Une place pour le bûcher !
Après « fumer tue », qui ne terrorise plus grand monde à force de le lire, « manger tue » semble être la nouvelle sentence définitive et universelle à la mode. Dix, voire cinquante degrés d’un coup sont franchis au trouillomètre. Finalement, moi qui voulais arrêter de fumer, je vais sans doute continuer, parce que si je « tabastoppe », sublime accroche néologiste et postmoderne d’une campagne anti-tabac late 80′s, je risque d’avoir très faim et là, il y a de gros risques en vue.
Tout çela n’étant qu’une affaire de dosage et de timing, j’ai trouvé la combinaison parfaite, la solution à l’équation : fumer encore et toujours un peu pour ne pas trop manger et ne pas mourir trop vite. Pour résumer, j’ai la condition physique de Sim (RIP) mais je suis vivant… pour l’instant.
A l’aune de ce terrible constat, j’affirme que je suis une victime sacrificielle et consentante.
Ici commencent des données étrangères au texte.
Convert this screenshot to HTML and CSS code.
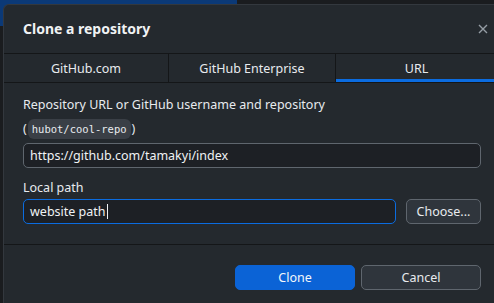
FILE: index.html
```html
<!DOCTYPE html>
<html lang="en">
<head>
    <meta charset="UTF-8">
    <title>Clone a repository</title>
    <link rel="stylesheet" href="styles.css">
</head>
<body>
    <div class="backdrop-accent"></div>
    <div class="dialog">
        <div class="dialog-header">
            <h1>Clone a repository</h1>
            <svg class="close" width="10" height="10" viewBox="0 0 10 10">
                <path d="M1 1 L9 9 M9 1 L1 9" stroke="#959da5" stroke-width="1.4"/>
            </svg>
        </div>
        <div class="tabs">
            <div class="tab">GitHub.com</div>
            <div class="tab">GitHub Enterprise</div>
            <div class="tab active">URL</div>
        </div>
        <div class="dialog-body">
            <label class="field-label">Repository URL or GitHub username and repository</label>
            <div class="hint">(<code>hubot/cool-repo</code>)</div>
            <div class="text-input">https://github.com/tamakyi/index</div>

            <label class="field-label second">Local path</label>
            <div class="path-row">
                <div class="text-input focused">website path<span class="caret"></span></div>
                <button class="btn">Choose...</button>
            </div>
        </div>
        <div class="dialog-footer">
            <button class="btn primary">Clone</button>
            <button class="btn">Cancel</button>
        </div>
    </div>
</body>
</html>
```

FILE: styles.css
```css
body {
    margin: 0;
    width: 494px;
    height: 303px;
    overflow: hidden;
    background-color: #1a1c1f;
    font-family: 'Noto Sans', 'Open Sans', sans-serif;
    color: #e1e4e8;
    position: relative;
}

.backdrop-accent {
    position: absolute;
    left: 0;
    top: 0;
    width: 237px;
    height: 26px;
    background-color: #0b3977;
}

.dialog {
    position: relative;
    margin: 4px 0 0 3px;
    width: 494px;
    height: 300px;
    background-color: #24292e;
    border-top: 1px solid #33383e;
    border-left: 1px solid #33383e;
    border-radius: 6px 0 0 0;
    box-sizing: border-box;
}

.dialog-header {
    display: flex;
    align-items: center;
    justify-content: space-between;
    height: 48px;
    padding: 0 9px 0 19px;
    border-bottom: 1px solid #141618;
}

.dialog-header h1 {
    margin: 0 0 1px 0;
    font-size: 14px;
    font-weight: bold;
    color: #f0f2f4;
}

.tabs {
    display: grid;
    grid-template-columns: 165px 167px 1fr;
    height: 28px;
    border-bottom: 1px solid #141618;
}

.tab {
    display: flex;
    align-items: center;
    justify-content: center;
    font-size: 12.5px;
    color: #e8ebee;
    border-right: 1px solid #141618;
    box-sizing: border-box;
}

.tab.active {
    border-right: none;
    border-bottom: 3px solid #0b6ce0;
    padding-top: 3px;
}

.dialog-body {
    box-sizing: border-box;
    padding: 13px 16px 0 19px;
    height: 162px;
    border-bottom: 1px solid #141618;
}

.field-label {
    display: block;
    font-size: 12.5px;
    line-height: 17px;
    color: #e8ebee;
}

.field-label.second {
    margin-top: 11px;
}

.hint {
    font-size: 12.5px;
    line-height: 22px;
    margin: 5px 0 3px 0;
    color: #e8ebee;
}

.hint code {
    font-family: 'DejaVu Sans Mono', monospace;
    font-size: 10.5px;
    background-color: #3a3f46;
    border-radius: 6px;
    padding: 4px 4px;
    margin: 0 1px;
}

.text-input {
    height: 25px;
    box-sizing: border-box;
    padding: 0 6px;
    display: flex;
    align-items: center;
    font-size: 12.5px;
    color: #f0f2f4;
    background-color: #1d2025;
    border: 1px solid #5f666e;
    border-radius: 5px;
    flex-grow: 1;
}

.text-input.focused {
    border-color: #0b6ce0;
}

.caret {
    display: inline-block;
    width: 1px;
    height: 15px;
    background-color: #f0f2f4;
    margin-left: 1px;
}

.path-row {
    display: flex;
    gap: 10px;
    margin-top: 3px;
}

.btn {
    font-family: 'Noto Sans', 'Open Sans', sans-serif;
    font-size: 12.5px;
    color: #e8ebee;
    background-color: #2f353c;
    border: 1px solid #5f666e;
    border-radius: 5px;
    height: 25px;
    padding: 0;
    width: 75px;
}

.dialog-footer {
    display: flex;
    justify-content: flex-end;
    gap: 6px;
    padding: 20px 16px 0 0;
}

.dialog-footer .btn {
    width: 120px;
}

.btn.primary {
    background-color: #0b63d6;
    border-color: #0b63d6;
    color: #f4f7fa;
}
```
Je sacrifie du crédit-vitalité pour que les buralistes continuent d’égayer nos journées avec leur bonne humeur contagieuse, pour que les cigarettiers persistent à nous régaler les bronches, pour que l’industrie agroalimentaire poursuive sans relâche sa quête de l’idéal culinaire et enfin, je me sacrifie pour que les agriculteurs persévèrent dans la guerre sans merci qu’ils mènent si vaillamment contre les hordes arthropodes et ptérygotes. Je me mutile de précieuses heures de ma vie pour que tous ces braves gens puissent manger à leur faim. C’est beau, c’est noble, c’est généreux, et c’est aussi… cinématographique.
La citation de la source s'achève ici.